» **Supplied material**
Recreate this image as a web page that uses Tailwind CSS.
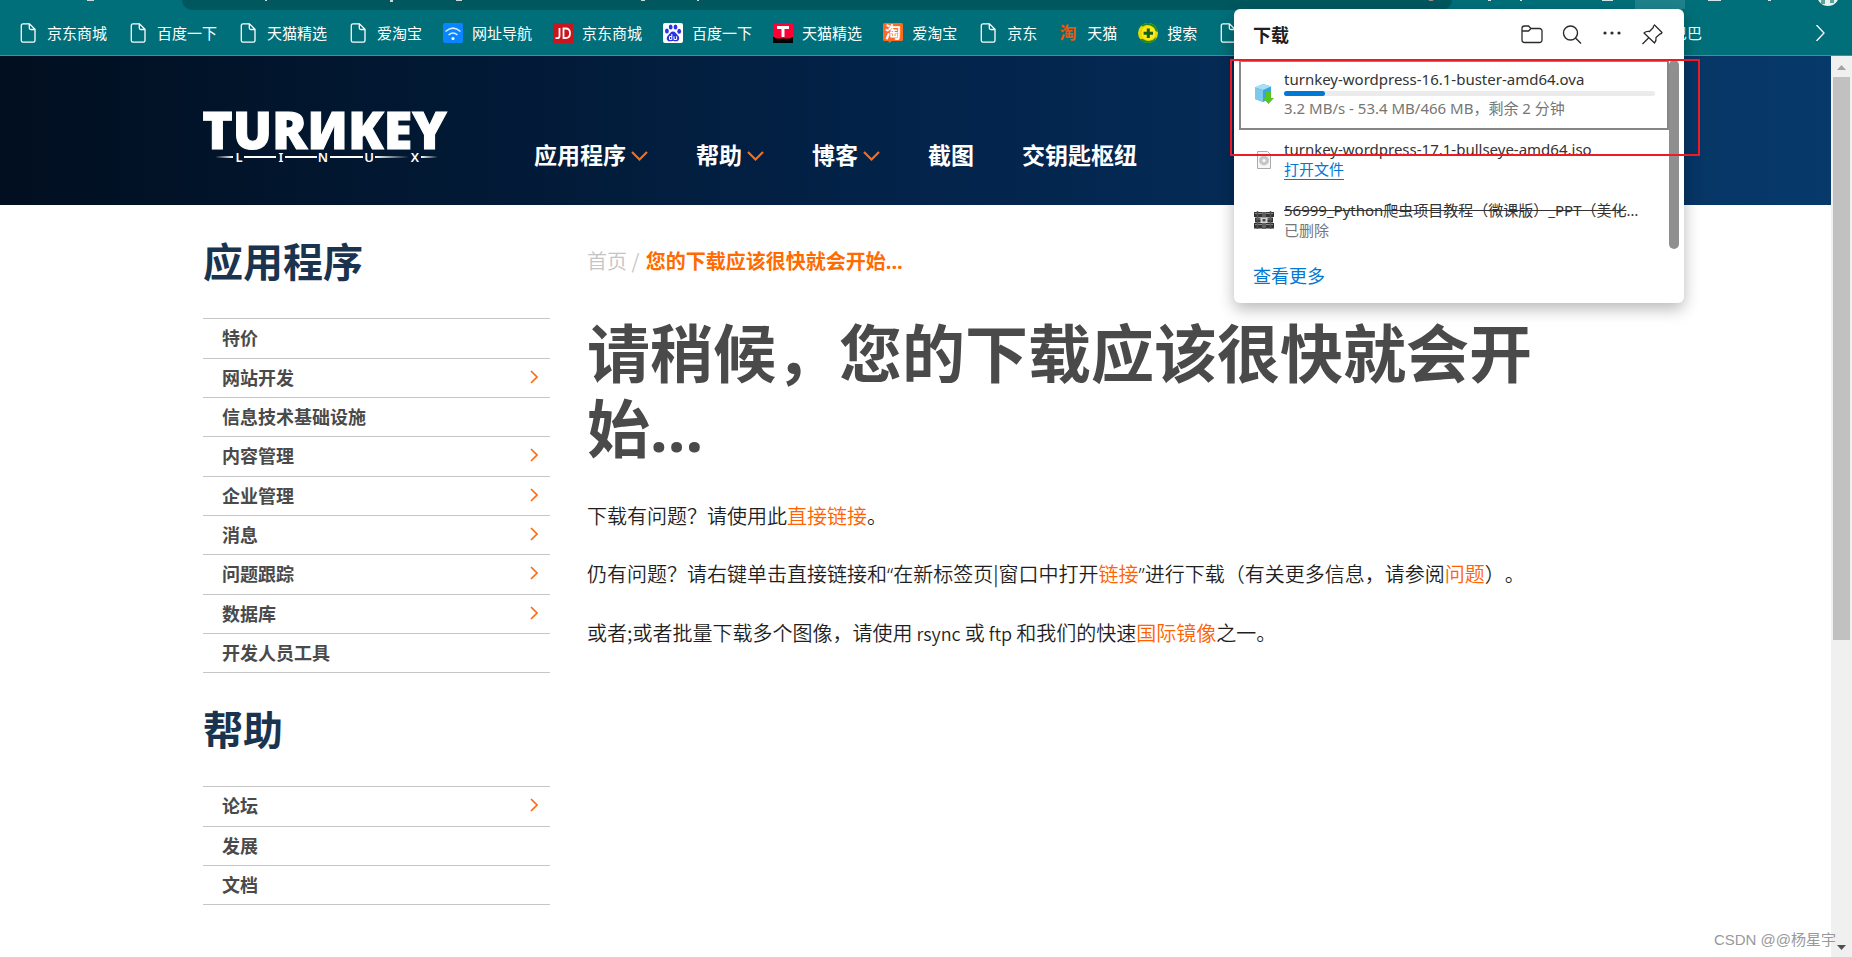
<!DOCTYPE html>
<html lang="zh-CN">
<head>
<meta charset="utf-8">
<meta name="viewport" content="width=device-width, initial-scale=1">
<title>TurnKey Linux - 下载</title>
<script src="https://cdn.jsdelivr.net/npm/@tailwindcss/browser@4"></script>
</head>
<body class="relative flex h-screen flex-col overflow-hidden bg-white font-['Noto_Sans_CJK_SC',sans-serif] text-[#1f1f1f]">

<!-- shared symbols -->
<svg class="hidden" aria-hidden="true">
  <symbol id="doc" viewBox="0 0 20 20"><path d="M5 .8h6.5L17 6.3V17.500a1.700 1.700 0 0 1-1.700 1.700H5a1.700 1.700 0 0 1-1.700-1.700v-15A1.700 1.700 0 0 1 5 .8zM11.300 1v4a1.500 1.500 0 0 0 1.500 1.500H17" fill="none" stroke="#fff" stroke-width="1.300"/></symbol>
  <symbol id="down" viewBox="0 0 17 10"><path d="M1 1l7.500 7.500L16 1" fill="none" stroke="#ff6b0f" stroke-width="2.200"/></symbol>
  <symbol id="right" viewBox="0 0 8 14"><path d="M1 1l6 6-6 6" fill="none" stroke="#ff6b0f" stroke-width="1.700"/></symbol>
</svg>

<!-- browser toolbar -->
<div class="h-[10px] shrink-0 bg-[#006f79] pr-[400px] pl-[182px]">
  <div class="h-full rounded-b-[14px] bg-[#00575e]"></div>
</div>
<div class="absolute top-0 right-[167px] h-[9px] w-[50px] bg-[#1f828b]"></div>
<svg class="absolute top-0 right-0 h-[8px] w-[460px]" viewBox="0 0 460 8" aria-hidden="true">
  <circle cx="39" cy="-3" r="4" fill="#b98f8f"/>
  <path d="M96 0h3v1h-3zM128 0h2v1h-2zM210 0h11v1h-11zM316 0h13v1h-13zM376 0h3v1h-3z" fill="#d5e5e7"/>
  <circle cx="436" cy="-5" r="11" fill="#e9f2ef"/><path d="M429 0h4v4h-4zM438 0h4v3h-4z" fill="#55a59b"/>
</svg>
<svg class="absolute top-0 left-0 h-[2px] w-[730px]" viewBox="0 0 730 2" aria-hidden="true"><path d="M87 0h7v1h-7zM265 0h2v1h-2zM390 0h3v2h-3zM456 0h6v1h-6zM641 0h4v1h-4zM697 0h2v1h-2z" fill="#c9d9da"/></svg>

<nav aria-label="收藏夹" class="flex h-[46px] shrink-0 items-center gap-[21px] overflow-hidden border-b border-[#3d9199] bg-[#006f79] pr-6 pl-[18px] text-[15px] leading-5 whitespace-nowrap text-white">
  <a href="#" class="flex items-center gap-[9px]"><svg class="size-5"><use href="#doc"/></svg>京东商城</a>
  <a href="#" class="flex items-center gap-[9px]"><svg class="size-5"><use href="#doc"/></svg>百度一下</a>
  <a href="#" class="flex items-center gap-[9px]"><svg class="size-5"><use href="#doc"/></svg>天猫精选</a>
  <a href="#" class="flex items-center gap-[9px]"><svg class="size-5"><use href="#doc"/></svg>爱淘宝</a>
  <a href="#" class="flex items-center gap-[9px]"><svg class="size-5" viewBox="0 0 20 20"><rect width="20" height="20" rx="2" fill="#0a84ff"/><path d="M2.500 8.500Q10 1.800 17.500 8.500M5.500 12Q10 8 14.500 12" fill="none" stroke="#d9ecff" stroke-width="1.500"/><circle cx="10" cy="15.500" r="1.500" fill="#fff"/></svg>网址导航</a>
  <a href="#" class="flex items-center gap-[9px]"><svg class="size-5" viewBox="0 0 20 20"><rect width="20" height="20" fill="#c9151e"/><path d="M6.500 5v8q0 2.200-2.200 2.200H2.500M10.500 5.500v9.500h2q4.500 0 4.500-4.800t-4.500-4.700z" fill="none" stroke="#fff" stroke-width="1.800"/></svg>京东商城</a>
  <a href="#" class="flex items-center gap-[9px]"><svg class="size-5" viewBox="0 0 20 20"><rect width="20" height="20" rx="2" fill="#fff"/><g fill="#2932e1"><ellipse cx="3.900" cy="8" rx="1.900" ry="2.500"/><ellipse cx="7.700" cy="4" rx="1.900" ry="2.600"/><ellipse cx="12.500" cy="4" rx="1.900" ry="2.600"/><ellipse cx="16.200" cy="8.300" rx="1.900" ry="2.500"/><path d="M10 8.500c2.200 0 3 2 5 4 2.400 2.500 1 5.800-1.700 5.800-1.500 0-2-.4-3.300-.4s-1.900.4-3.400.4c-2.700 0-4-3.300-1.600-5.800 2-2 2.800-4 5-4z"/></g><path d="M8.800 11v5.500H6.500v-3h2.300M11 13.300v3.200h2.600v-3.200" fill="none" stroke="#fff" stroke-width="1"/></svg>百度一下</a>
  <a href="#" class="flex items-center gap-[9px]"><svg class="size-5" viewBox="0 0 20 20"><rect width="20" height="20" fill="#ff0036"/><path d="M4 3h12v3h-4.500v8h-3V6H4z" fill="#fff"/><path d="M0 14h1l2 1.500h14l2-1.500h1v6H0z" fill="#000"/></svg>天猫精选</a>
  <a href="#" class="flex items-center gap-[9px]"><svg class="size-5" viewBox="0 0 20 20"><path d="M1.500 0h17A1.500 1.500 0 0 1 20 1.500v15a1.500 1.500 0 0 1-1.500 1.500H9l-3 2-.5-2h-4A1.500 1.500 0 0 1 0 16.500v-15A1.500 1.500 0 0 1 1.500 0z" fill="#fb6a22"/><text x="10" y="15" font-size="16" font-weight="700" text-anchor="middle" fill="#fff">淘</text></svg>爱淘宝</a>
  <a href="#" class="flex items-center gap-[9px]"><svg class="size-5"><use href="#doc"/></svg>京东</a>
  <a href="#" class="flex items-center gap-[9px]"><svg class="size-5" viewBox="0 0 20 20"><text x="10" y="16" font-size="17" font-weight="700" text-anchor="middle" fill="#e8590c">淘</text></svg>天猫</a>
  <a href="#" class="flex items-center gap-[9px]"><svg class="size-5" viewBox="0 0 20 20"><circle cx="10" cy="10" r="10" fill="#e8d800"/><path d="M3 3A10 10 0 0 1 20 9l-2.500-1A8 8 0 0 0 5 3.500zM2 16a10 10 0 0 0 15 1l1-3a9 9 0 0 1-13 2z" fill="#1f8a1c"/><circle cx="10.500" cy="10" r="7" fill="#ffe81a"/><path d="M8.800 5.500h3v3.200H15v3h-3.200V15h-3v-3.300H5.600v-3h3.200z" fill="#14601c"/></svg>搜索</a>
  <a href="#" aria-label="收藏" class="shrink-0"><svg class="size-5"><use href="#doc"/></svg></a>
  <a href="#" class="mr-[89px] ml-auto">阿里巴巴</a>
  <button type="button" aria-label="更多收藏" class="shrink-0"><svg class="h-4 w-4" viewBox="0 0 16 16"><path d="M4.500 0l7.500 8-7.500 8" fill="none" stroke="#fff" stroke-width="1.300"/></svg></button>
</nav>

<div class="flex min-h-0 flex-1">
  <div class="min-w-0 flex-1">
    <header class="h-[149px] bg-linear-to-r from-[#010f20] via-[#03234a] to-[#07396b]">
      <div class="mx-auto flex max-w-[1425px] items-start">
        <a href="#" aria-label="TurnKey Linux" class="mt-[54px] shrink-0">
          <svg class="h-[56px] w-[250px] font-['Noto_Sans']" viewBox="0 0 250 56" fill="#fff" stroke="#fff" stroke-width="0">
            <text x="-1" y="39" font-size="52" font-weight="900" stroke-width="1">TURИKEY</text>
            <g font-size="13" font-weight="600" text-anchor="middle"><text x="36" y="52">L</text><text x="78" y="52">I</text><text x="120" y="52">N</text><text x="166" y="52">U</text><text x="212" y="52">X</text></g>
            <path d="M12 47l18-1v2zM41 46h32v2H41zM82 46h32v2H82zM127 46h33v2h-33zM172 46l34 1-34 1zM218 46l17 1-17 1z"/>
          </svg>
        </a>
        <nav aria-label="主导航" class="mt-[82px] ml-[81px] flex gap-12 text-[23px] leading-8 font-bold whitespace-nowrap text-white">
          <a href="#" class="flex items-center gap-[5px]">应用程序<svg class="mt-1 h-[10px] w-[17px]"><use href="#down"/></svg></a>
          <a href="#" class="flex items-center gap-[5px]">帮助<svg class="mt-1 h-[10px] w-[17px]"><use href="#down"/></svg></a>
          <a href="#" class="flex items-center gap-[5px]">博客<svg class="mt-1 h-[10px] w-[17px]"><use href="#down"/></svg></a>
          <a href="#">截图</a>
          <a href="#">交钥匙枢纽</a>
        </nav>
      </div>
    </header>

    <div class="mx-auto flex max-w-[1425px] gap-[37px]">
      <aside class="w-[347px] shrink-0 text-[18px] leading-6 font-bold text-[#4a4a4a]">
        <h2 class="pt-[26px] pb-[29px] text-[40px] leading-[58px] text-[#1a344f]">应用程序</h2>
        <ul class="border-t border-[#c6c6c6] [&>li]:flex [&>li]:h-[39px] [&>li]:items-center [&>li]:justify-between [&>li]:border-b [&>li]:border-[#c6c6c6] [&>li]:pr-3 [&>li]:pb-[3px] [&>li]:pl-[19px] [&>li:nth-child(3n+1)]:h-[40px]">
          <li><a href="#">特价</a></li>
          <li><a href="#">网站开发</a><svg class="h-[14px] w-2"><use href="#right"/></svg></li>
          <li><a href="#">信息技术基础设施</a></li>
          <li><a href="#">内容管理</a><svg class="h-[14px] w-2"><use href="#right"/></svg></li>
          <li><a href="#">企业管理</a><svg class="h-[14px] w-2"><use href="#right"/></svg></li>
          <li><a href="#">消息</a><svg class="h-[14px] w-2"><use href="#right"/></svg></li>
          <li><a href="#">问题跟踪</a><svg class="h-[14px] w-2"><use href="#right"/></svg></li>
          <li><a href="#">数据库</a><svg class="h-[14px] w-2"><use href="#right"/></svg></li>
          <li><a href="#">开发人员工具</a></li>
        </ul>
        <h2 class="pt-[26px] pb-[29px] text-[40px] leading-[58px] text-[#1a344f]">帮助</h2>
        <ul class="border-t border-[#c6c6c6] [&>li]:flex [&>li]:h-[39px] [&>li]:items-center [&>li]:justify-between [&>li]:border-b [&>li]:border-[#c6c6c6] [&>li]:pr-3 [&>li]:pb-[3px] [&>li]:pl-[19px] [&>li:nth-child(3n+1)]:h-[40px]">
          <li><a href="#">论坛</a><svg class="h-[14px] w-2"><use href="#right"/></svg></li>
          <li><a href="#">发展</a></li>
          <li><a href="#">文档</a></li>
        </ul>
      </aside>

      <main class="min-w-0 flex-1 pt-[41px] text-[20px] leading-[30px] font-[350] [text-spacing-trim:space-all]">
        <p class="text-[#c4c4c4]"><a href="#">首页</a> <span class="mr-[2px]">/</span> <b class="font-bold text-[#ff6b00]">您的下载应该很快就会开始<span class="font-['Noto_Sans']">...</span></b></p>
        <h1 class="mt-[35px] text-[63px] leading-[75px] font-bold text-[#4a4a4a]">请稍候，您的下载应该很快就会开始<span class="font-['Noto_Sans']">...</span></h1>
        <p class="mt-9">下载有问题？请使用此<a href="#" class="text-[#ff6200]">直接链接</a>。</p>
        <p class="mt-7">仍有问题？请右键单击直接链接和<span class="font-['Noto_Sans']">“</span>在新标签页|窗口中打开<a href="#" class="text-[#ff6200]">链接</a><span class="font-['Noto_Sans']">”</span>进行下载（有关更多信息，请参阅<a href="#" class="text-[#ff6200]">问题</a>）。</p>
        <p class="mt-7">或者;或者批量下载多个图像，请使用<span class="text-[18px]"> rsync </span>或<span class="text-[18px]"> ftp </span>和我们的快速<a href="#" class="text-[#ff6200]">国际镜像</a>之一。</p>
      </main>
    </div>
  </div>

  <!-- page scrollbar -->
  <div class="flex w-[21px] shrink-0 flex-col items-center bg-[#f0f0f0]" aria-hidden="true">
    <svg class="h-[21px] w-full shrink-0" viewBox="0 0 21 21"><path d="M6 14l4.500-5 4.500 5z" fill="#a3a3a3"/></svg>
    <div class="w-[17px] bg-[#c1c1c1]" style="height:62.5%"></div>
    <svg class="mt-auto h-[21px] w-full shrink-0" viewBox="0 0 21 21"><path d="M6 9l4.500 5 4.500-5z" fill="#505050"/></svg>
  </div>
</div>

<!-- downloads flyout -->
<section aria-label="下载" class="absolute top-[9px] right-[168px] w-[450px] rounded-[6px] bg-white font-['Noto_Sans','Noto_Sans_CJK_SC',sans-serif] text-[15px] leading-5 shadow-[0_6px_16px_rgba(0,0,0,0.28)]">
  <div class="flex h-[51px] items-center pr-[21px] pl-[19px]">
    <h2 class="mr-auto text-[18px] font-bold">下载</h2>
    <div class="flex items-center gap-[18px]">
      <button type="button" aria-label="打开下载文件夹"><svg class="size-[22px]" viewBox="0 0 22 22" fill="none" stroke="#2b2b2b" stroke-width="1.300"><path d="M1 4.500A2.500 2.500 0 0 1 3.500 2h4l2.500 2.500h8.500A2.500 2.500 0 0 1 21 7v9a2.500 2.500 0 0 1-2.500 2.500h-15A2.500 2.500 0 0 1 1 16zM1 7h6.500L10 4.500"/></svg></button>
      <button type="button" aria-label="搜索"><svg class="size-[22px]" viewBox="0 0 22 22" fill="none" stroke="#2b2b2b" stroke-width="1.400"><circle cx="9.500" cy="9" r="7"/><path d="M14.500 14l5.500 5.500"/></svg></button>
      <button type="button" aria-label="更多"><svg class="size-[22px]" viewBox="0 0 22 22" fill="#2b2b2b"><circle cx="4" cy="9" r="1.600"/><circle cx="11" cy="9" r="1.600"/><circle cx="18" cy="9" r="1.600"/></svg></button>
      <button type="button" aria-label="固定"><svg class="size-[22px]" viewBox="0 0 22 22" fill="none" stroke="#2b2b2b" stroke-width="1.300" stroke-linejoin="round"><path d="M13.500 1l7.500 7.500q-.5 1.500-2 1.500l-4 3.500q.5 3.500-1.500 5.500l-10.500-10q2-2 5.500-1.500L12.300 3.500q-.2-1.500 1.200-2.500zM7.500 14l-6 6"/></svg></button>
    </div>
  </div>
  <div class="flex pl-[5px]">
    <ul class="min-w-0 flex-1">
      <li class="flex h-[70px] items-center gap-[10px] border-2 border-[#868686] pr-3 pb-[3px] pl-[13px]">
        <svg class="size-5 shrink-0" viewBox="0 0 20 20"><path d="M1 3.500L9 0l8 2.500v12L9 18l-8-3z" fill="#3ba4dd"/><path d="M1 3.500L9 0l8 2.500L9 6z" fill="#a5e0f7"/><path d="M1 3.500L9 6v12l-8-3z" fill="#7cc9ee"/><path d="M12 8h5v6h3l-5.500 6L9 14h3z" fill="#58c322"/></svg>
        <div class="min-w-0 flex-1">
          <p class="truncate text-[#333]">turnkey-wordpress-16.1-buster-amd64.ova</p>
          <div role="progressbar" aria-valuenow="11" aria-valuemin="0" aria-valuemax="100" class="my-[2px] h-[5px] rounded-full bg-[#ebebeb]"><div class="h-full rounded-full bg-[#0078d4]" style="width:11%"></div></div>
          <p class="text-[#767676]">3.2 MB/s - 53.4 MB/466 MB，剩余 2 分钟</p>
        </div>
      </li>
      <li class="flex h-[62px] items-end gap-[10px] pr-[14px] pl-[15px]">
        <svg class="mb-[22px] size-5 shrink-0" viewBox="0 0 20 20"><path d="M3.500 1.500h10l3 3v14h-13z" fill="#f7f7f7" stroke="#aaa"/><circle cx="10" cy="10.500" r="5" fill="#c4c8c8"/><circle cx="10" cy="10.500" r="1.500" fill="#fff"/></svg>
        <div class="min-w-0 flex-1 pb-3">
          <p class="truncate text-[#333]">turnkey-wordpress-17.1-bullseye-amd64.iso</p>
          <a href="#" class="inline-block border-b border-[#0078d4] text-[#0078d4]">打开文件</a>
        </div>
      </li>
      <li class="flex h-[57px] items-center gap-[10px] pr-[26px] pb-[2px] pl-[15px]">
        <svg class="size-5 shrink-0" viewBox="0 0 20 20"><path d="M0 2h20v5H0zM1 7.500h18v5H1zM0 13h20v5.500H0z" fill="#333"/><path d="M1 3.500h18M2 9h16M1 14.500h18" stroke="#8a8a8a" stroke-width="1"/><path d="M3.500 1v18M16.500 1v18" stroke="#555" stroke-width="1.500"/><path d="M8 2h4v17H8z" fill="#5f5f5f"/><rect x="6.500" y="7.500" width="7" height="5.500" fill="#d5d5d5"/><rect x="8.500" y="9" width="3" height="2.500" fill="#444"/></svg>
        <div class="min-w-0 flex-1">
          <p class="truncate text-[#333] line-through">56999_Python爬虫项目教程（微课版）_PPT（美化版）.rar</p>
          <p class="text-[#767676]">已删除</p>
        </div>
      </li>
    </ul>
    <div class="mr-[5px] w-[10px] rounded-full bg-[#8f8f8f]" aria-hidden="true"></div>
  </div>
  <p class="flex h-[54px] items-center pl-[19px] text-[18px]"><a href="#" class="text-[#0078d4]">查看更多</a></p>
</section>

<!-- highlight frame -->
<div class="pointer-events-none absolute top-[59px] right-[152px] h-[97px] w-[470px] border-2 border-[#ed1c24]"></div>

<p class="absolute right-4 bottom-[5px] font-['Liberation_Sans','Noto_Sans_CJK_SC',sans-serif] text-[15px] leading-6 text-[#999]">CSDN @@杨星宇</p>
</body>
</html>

» **Short problem**
Lines that include the word "page" — how many are there in the data? Answer with the number alone.

» **Output of the exercise**
2